### Dataset
↓

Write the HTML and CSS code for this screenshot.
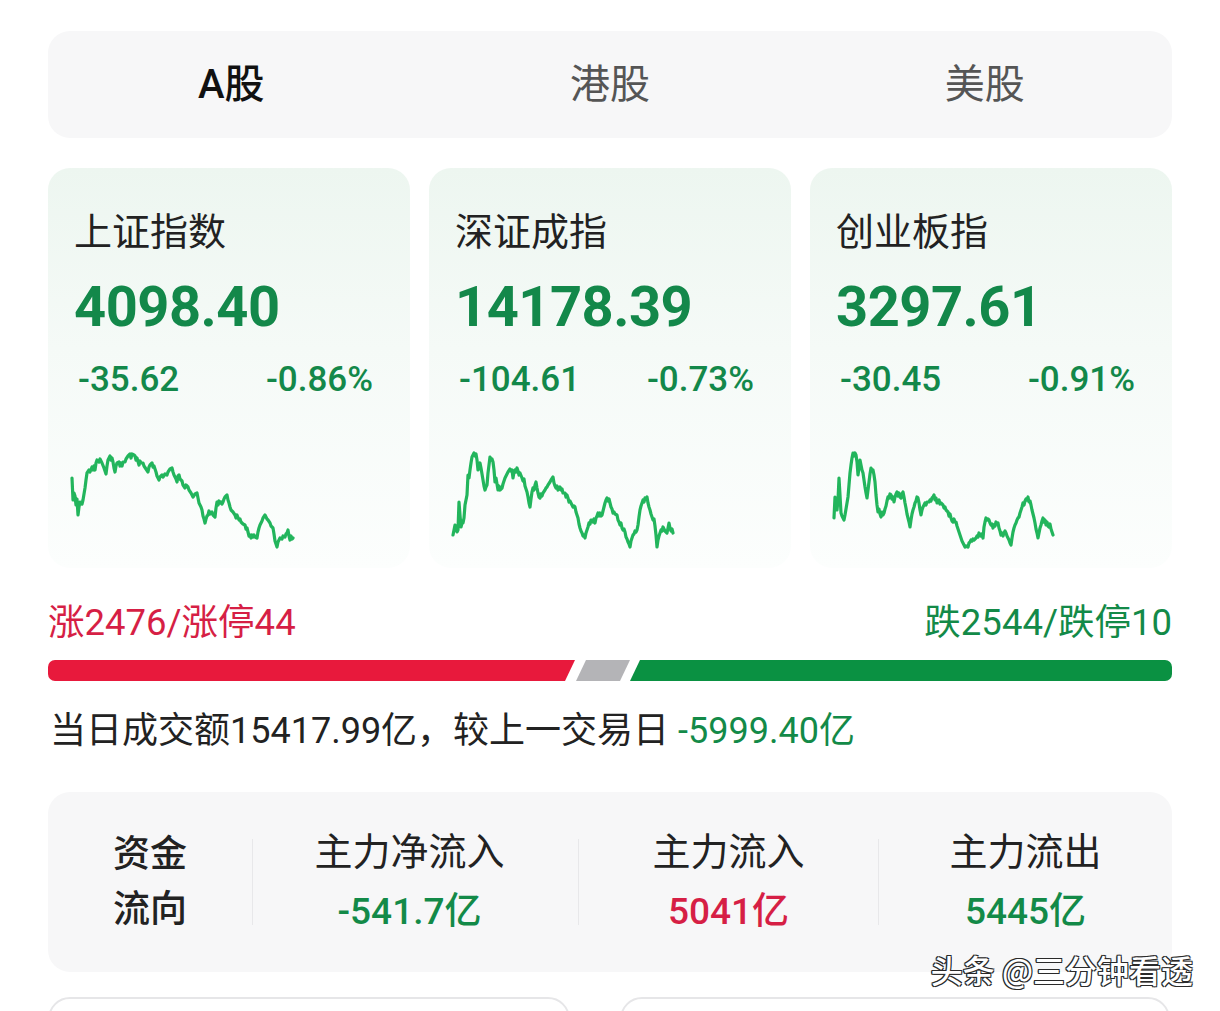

↑
↓

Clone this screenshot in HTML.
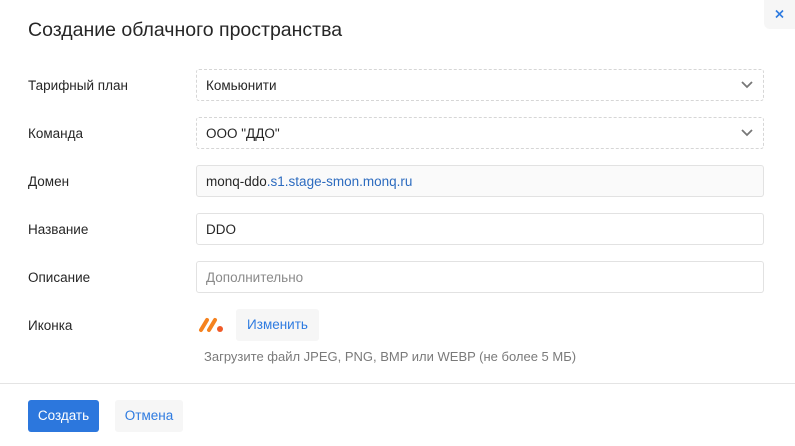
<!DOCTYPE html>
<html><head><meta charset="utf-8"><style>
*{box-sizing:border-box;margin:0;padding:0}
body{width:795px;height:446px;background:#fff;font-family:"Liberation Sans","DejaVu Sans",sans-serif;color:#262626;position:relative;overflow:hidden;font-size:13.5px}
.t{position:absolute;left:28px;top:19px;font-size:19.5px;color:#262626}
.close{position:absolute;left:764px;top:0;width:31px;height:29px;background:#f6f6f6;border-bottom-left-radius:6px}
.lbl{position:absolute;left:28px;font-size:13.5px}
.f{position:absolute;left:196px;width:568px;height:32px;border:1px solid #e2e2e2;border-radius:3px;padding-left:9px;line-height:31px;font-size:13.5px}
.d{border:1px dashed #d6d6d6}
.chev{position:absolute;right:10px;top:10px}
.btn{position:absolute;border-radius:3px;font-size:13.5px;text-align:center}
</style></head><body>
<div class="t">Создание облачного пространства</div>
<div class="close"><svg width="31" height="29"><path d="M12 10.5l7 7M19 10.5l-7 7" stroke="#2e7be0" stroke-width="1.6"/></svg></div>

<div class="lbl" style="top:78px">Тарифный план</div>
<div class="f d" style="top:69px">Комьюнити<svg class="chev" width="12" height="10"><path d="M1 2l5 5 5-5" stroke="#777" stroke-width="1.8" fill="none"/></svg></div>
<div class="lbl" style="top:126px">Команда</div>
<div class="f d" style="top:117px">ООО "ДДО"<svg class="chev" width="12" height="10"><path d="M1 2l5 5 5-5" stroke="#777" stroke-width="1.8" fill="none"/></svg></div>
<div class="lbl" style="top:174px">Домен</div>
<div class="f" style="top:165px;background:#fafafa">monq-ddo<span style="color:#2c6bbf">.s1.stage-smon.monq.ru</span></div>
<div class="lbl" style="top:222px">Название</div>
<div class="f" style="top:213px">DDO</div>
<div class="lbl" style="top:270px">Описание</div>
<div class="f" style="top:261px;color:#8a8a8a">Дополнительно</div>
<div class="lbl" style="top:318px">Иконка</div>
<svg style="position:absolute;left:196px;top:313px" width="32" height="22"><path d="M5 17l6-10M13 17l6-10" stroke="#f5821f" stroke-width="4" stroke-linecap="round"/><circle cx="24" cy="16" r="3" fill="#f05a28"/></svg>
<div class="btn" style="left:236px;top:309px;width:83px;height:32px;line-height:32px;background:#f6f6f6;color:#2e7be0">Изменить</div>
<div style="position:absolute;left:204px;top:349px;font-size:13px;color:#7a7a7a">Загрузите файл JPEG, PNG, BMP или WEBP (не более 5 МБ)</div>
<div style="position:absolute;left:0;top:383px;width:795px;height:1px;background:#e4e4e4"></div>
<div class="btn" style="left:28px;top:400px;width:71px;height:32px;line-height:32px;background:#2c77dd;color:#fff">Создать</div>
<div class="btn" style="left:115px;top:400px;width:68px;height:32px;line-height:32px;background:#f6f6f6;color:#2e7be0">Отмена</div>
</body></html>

↑

### The problem
In the listing above, find the line containing "Clone this screenshot in HTML." and the line containing "10.5l7 7M19 10.5l-7", then output those two lines and everything between them exactly as written, without the images.

### Answer for the task
Clone this screenshot in HTML.
<!DOCTYPE html>
<html><head><meta charset="utf-8"><style>
*{box-sizing:border-box;margin:0;padding:0}
body{width:795px;height:446px;background:#fff;font-family:"Liberation Sans","DejaVu Sans",sans-serif;color:#262626;position:relative;overflow:hidden;font-size:13.5px}
.t{position:absolute;left:28px;top:19px;font-size:19.5px;color:#262626}
.close{position:absolute;left:764px;top:0;width:31px;height:29px;background:#f6f6f6;border-bottom-left-radius:6px}
.lbl{position:absolute;left:28px;font-size:13.5px}
.f{position:absolute;left:196px;width:568px;height:32px;border:1px solid #e2e2e2;border-radius:3px;padding-left:9px;line-height:31px;font-size:13.5px}
.d{border:1px dashed #d6d6d6}
.chev{position:absolute;right:10px;top:10px}
.btn{position:absolute;border-radius:3px;font-size:13.5px;text-align:center}
</style></head><body>
<div class="t">Создание облачного пространства</div>
<div class="close"><svg width="31" height="29"><path d="M12 10.5l7 7M19 10.5l-7 7" stroke="#2e7be0" stroke-width="1.6"/></svg></div>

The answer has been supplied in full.